### Exercise:
Extract every record, exactly as written, and ignore the pictures.

### Data section:
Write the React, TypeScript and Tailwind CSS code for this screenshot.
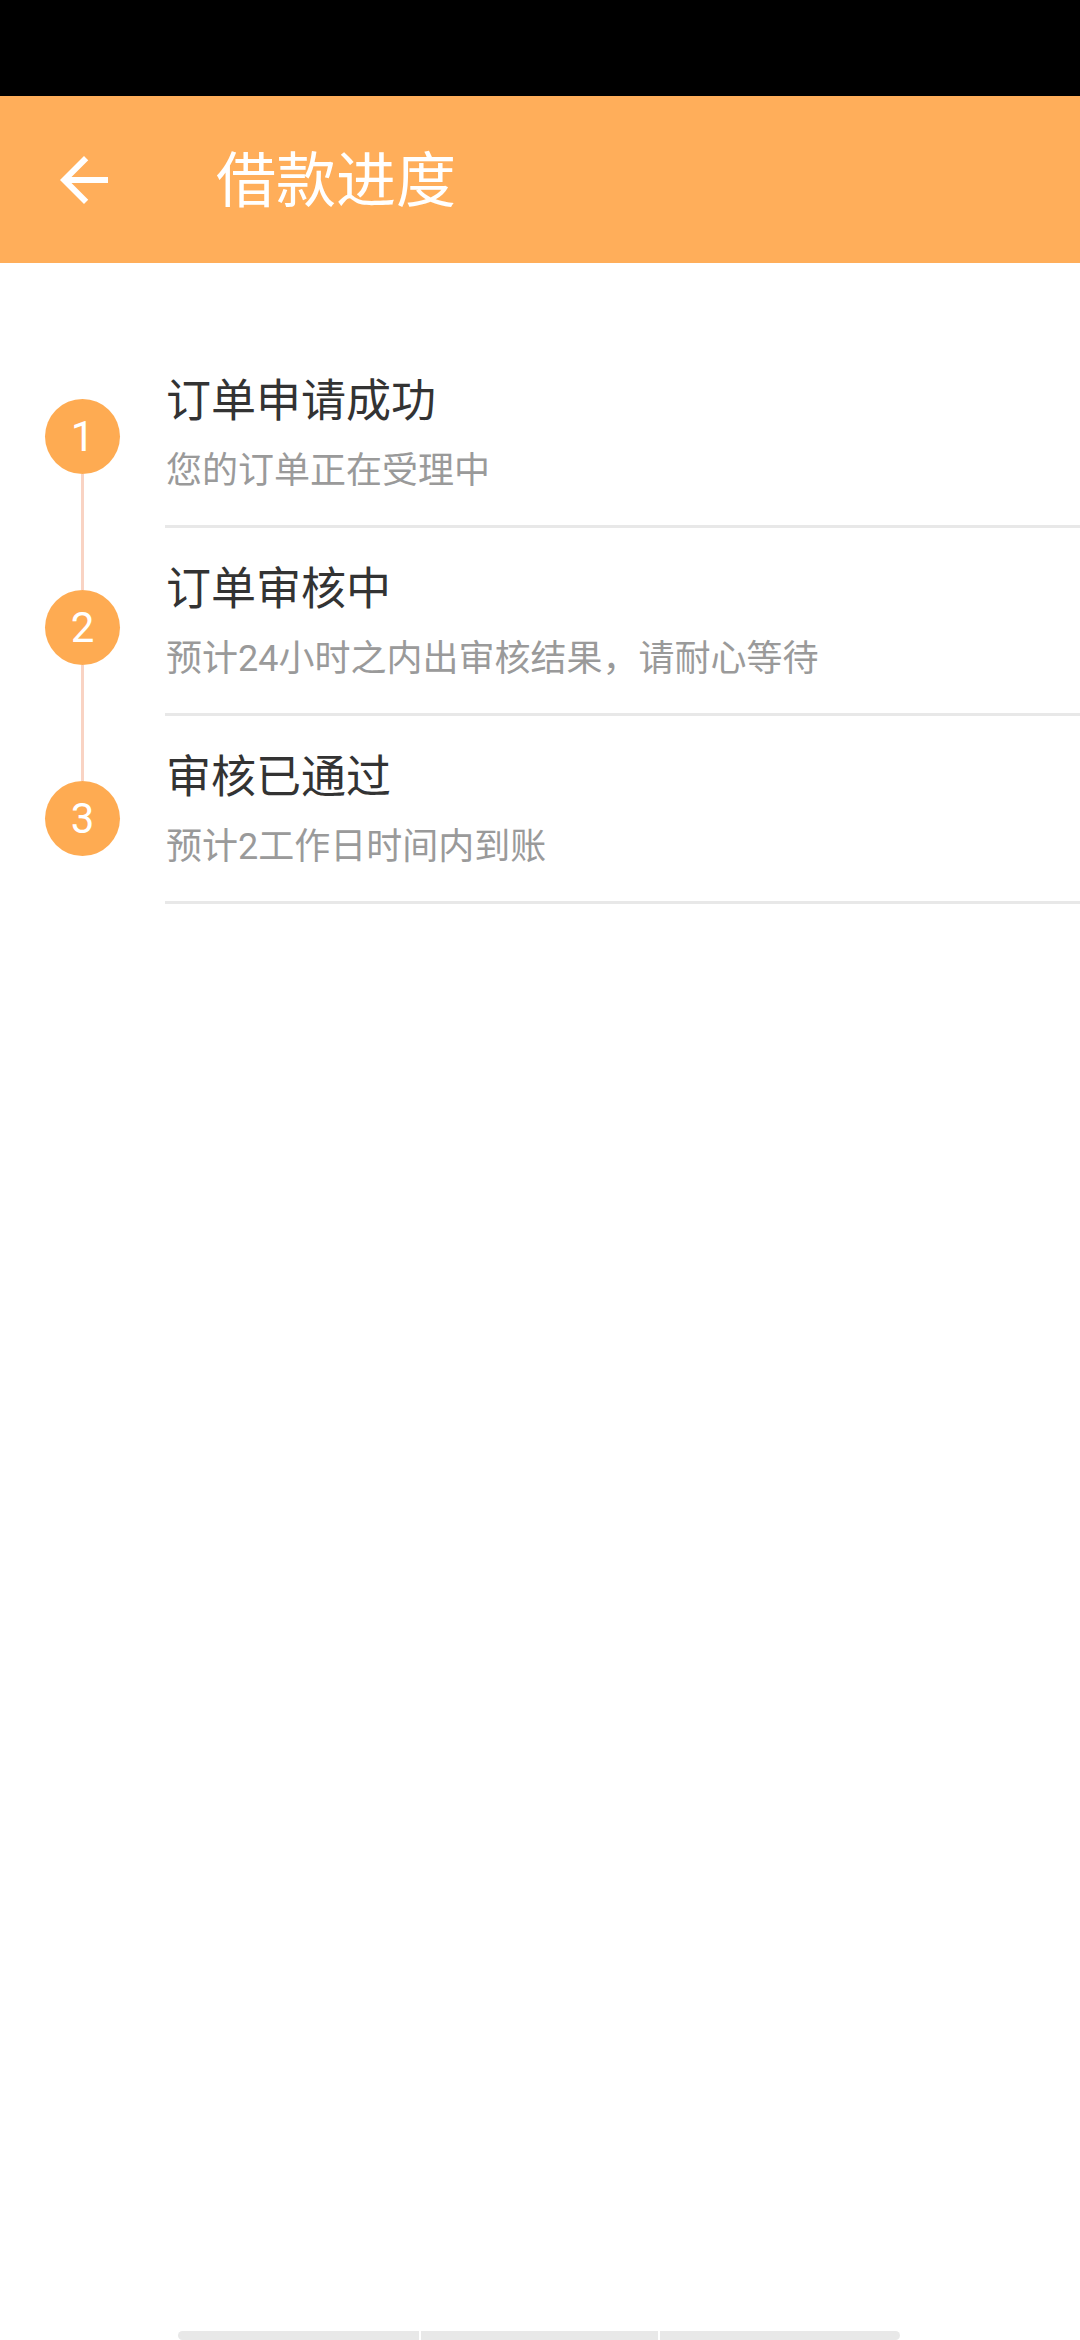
const steps = [
  { no: 1, title: '订单申请成功', desc: '您的订单正在受理中' },
  { no: 2, title: '订单审核中', desc: '预计24小时之内出审核结果，请耐心等待' },
  { no: 3, title: '审核已通过', desc: '预计2工作日时间内到账' },
];

const font = { fontFamily: 'Roboto, "Noto Sans CJK SC", sans-serif' };

function BackArrow() {
  return (
    <svg viewBox="0 0 24 24" className="w-[72px] h-[72px]" fill="#ffffff">
      <path d="M20 11H7.83l5.59-5.59L12 4l-8 8 8 8 1.41-1.41L7.83 13H20v-2z" />
    </svg>
  );
}

export default function App() {
  return (
    <div className="w-[1080px] h-[2340px] bg-white flex flex-col overflow-hidden" style={font}>
      {/* status bar */}
      <div className="h-[96px] bg-black shrink-0" />

      {/* toolbar */}
      <div className="h-[167px] bg-[#ffae5a] flex items-center shrink-0">
        <div className="pl-[48px] w-[216px] flex items-center">
          <BackArrow />
        </div>
        <div className="text-white text-[60px] leading-[72px] mt-[4px]">借款进度</div>
      </div>

      {/* progress list */}
      <div className="flex">
        <div className="w-[165px] shrink-0 pt-[136px] pl-[45px] flex flex-col">
          {steps.map((s, i) => (
            <div key={s.no} className="flex flex-col items-start">
              <div className="w-[75px] h-[75px] rounded-full bg-[#feab52] flex items-center justify-center text-white text-[42px] leading-none">
                {s.no}
              </div>
              {i < steps.length - 1 && (
                <div className="w-[3px] h-[116px] bg-[#f9d3c3] ml-[36px]" />
              )}
            </div>
          ))}
        </div>

        <div className="flex-1 pt-[77px]">
          {steps.map((s) => (
            <div key={s.no}>
              <div className="pt-[32px] pb-[30px] pl-[1px]">
                <div className="text-[45px] leading-[60px] text-[#333333]">{s.title}</div>
                <div className="mt-[15px] text-[36px] leading-[48px] text-[#9a9a9a]">{s.desc}</div>
              </div>
              <div className="h-[3px] bg-[#e8e8e8]" />
            </div>
          ))}
        </div>
      </div>

      <div className="flex-1" />

      {/* bottom handle */}
      <div className="h-[9px] flex pl-[178px] gap-[2px] shrink-0">
        <div className="w-[241px] bg-[#e8e8e8] rounded-l-full" />
        <div className="w-[237px] bg-[#e8e8e8]" />
        <div className="w-[240px] bg-[#e8e8e8] rounded-r-full" />
      </div>
    </div>
  );
}
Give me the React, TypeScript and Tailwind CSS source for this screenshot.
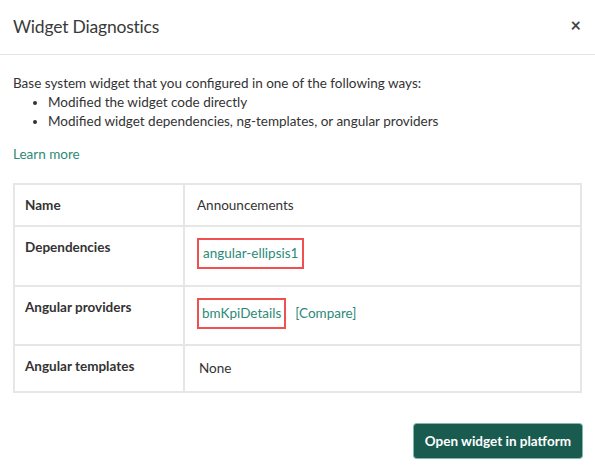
import React from 'react';

const rows = [
  { label: 'Name', kind: 'text', value: 'Announcements' },
  { label: 'Dependencies', kind: 'dep', value: 'angular-ellipsis1' },
  { label: 'Angular providers', kind: 'prov', value: 'bmKpiDetails' },
  { label: 'Angular templates', kind: 'text', value: 'None' },
];

const App: React.FC = () => {
  return (
    <div className="w-[595px] h-[470px] bg-white font-['Lato',sans-serif] text-[#333] overflow-hidden">
      {/* Header */}
      <div className="h-[55px] flex items-center justify-between pl-[13px] pr-[14px] border-b border-[#e3e3e3]">
        <h2 className="text-[17.5px] text-[#3a3a3a] tracking-[-0.2px] pt-[1px]">Widget Diagnostics</h2>
        <button className="text-[#444] text-[18px] font-bold leading-none -mt-[4px]">×</button>
      </div>

      {/* Body */}
      <div className="px-[13px] pt-[19px]">
        <p className="text-[13.5px] leading-[19px] text-[#333]">
          Base system widget that you configured in one of the following ways:
        </p>
        <ul className="list-disc pl-[35px] text-[13.5px] leading-[19px] text-[#333] marker:text-[#333]">
          <li>Modified the widget code directly</li>
          <li>Modified widget dependencies, ng-templates, or angular providers</li>
        </ul>
        <a className="block mt-[13px] text-[13.5px] text-[#2d8a78]">Learn more</a>

        <div className="mt-[19px] w-[569px] border-2 border-[#e6e6e6]">
          {rows.map((r, i) => (
            <div
              key={r.label}
              className={
                'grid grid-cols-[170px_1fr] ' +
                (i > 0 ? 'border-t-2 border-[#e6e6e6] ' : '') +
                (i === 0 ? 'h-[40px]' : i === 1 ? 'h-[60px]' : i === 2 ? 'h-[59px]' : 'h-[47px]')
              }
            >
              <div className="border-r-2 border-[#e6e6e6] pl-[10px] pt-[10px] text-[13.5px] font-bold text-[#333]">
                {r.label}
              </div>
              <div className="pl-[12px] text-[13.5px]">
                {r.kind === 'text' && <div className={i === 0 ? 'pt-[10px]' : 'pt-[12px] pl-[2px]'}>{r.value}</div>}
                {r.kind === 'dep' && (
                  <div className="pt-[11px]">
                    <span className="inline-block border-[2px] border-[#f0504f] px-[4px] py-[3px] text-[#2d8a78]">{r.value}</span>
                  </div>
                )}
                {r.kind === 'prov' && (
                  <div className="pt-[11px] flex items-center gap-[9px]">
                    <span className="inline-block border-[2px] border-[#f0504f] px-[3px] py-[3px] text-[#2d8a78]">{r.value}</span>
                    <span className="text-[#2d8a78]">[Compare]</span>
                  </div>
                )}
              </div>
            </div>
          ))}
        </div>

        <div className="flex justify-end mt-[31px]">
          <button className="h-[34px] px-[11px] rounded-[3px] bg-[#1a5b50] text-white font-bold text-[13.5px] shadow-[0_0_0_1px_#7fb8ad]">
            Open widget in platform
          </button>
        </div>
      </div>
    </div>
  );
};

export default App;
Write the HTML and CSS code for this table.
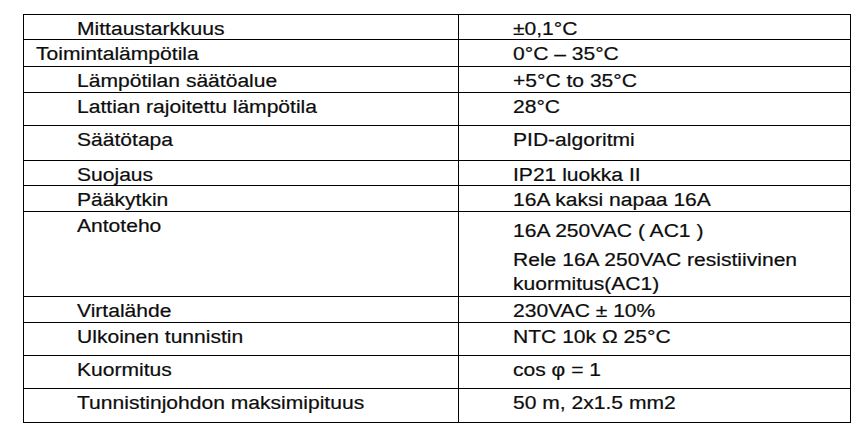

### In response:
Write the React, TypeScript and Tailwind CSS code for this screenshot.
const steps = [
  { no: 1, title: '订单申请成功', desc: '您的订单正在受理中' },
  { no: 2, title: '订单审核中', desc: '预计24小时之内出审核结果，请耐心等待' },
  { no: 3, title: '审核已通过', desc: '预计2工作日时间内到账' },
];

const font = { fontFamily: 'Roboto, "Noto Sans CJK SC", sans-serif' };

function BackArrow() {
  return (
    <svg viewBox="0 0 24 24" className="w-[72px] h-[72px]" fill="#ffffff">
      <path d="M20 11H7.83l5.59-5.59L12 4l-8 8 8 8 1.41-1.41L7.83 13H20v-2z" />
    </svg>
  );
}

export default function App() {
  return (
    <div className="w-[1080px] h-[2340px] bg-white flex flex-col overflow-hidden" style={font}>
      {/* status bar */}
      <div className="h-[96px] bg-black shrink-0" />

      {/* toolbar */}
      <div className="h-[167px] bg-[#ffae5a] flex items-center shrink-0">
        <div className="pl-[48px] w-[216px] flex items-center">
          <BackArrow />
        </div>
        <div className="text-white text-[60px] leading-[72px] mt-[4px]">借款进度</div>
      </div>

      {/* progress list */}
      <div className="flex">
        <div className="w-[165px] shrink-0 pt-[136px] pl-[45px] flex flex-col">
          {steps.map((s, i) => (
            <div key={s.no} className="flex flex-col items-start">
              <div className="w-[75px] h-[75px] rounded-full bg-[#feab52] flex items-center justify-center text-white text-[42px] leading-none">
                {s.no}
              </div>
              {i < steps.length - 1 && (
                <div className="w-[3px] h-[116px] bg-[#f9d3c3] ml-[36px]" />
              )}
            </div>
          ))}
        </div>

        <div className="flex-1 pt-[77px]">
          {steps.map((s) => (
            <div key={s.no}>
              <div className="pt-[32px] pb-[30px] pl-[1px]">
                <div className="text-[45px] leading-[60px] text-[#333333]">{s.title}</div>
                <div className="mt-[15px] text-[36px] leading-[48px] text-[#9a9a9a]">{s.desc}</div>
              </div>
              <div className="h-[3px] bg-[#e8e8e8]" />
            </div>
          ))}
        </div>
      </div>

      <div className="flex-1" />

      {/* bottom handle */}
      <div className="h-[9px] flex pl-[178px] gap-[2px] shrink-0">
        <div className="w-[241px] bg-[#e8e8e8] rounded-l-full" />
        <div className="w-[237px] bg-[#e8e8e8]" />
        <div className="w-[240px] bg-[#e8e8e8] rounded-r-full" />
      </div>
    </div>
  );
}
Give me the React, TypeScript and Tailwind CSS source for this screenshot.
import React from 'react';

const rows = [
  { label: 'Name', kind: 'text', value: 'Announcements' },
  { label: 'Dependencies', kind: 'dep', value: 'angular-ellipsis1' },
  { label: 'Angular providers', kind: 'prov', value: 'bmKpiDetails' },
  { label: 'Angular templates', kind: 'text', value: 'None' },
];

const App: React.FC = () => {
  return (
    <div className="w-[595px] h-[470px] bg-white font-['Lato',sans-serif] text-[#333] overflow-hidden">
      {/* Header */}
      <div className="h-[55px] flex items-center justify-between pl-[13px] pr-[14px] border-b border-[#e3e3e3]">
        <h2 className="text-[17.5px] text-[#3a3a3a] tracking-[-0.2px] pt-[1px]">Widget Diagnostics</h2>
        <button className="text-[#444] text-[18px] font-bold leading-none -mt-[4px]">×</button>
      </div>

      {/* Body */}
      <div className="px-[13px] pt-[19px]">
        <p className="text-[13.5px] leading-[19px] text-[#333]">
          Base system widget that you configured in one of the following ways:
        </p>
        <ul className="list-disc pl-[35px] text-[13.5px] leading-[19px] text-[#333] marker:text-[#333]">
          <li>Modified the widget code directly</li>
          <li>Modified widget dependencies, ng-templates, or angular providers</li>
        </ul>
        <a className="block mt-[13px] text-[13.5px] text-[#2d8a78]">Learn more</a>

        <div className="mt-[19px] w-[569px] border-2 border-[#e6e6e6]">
          {rows.map((r, i) => (
            <div
              key={r.label}
              className={
                'grid grid-cols-[170px_1fr] ' +
                (i > 0 ? 'border-t-2 border-[#e6e6e6] ' : '') +
                (i === 0 ? 'h-[40px]' : i === 1 ? 'h-[60px]' : i === 2 ? 'h-[59px]' : 'h-[47px]')
              }
            >
              <div className="border-r-2 border-[#e6e6e6] pl-[10px] pt-[10px] text-[13.5px] font-bold text-[#333]">
                {r.label}
              </div>
              <div className="pl-[12px] text-[13.5px]">
                {r.kind === 'text' && <div className={i === 0 ? 'pt-[10px]' : 'pt-[12px] pl-[2px]'}>{r.value}</div>}
                {r.kind === 'dep' && (
                  <div className="pt-[11px]">
                    <span className="inline-block border-[2px] border-[#f0504f] px-[4px] py-[3px] text-[#2d8a78]">{r.value}</span>
                  </div>
                )}
                {r.kind === 'prov' && (
                  <div className="pt-[11px] flex items-center gap-[9px]">
                    <span className="inline-block border-[2px] border-[#f0504f] px-[3px] py-[3px] text-[#2d8a78]">{r.value}</span>
                    <span className="text-[#2d8a78]">[Compare]</span>
                  </div>
                )}
              </div>
            </div>
          ))}
        </div>

        <div className="flex justify-end mt-[31px]">
          <button className="h-[34px] px-[11px] rounded-[3px] bg-[#1a5b50] text-white font-bold text-[13.5px] shadow-[0_0_0_1px_#7fb8ad]">
            Open widget in platform
          </button>
        </div>
      </div>
    </div>
  );
};

export default App;
Write the HTML and CSS code for this table.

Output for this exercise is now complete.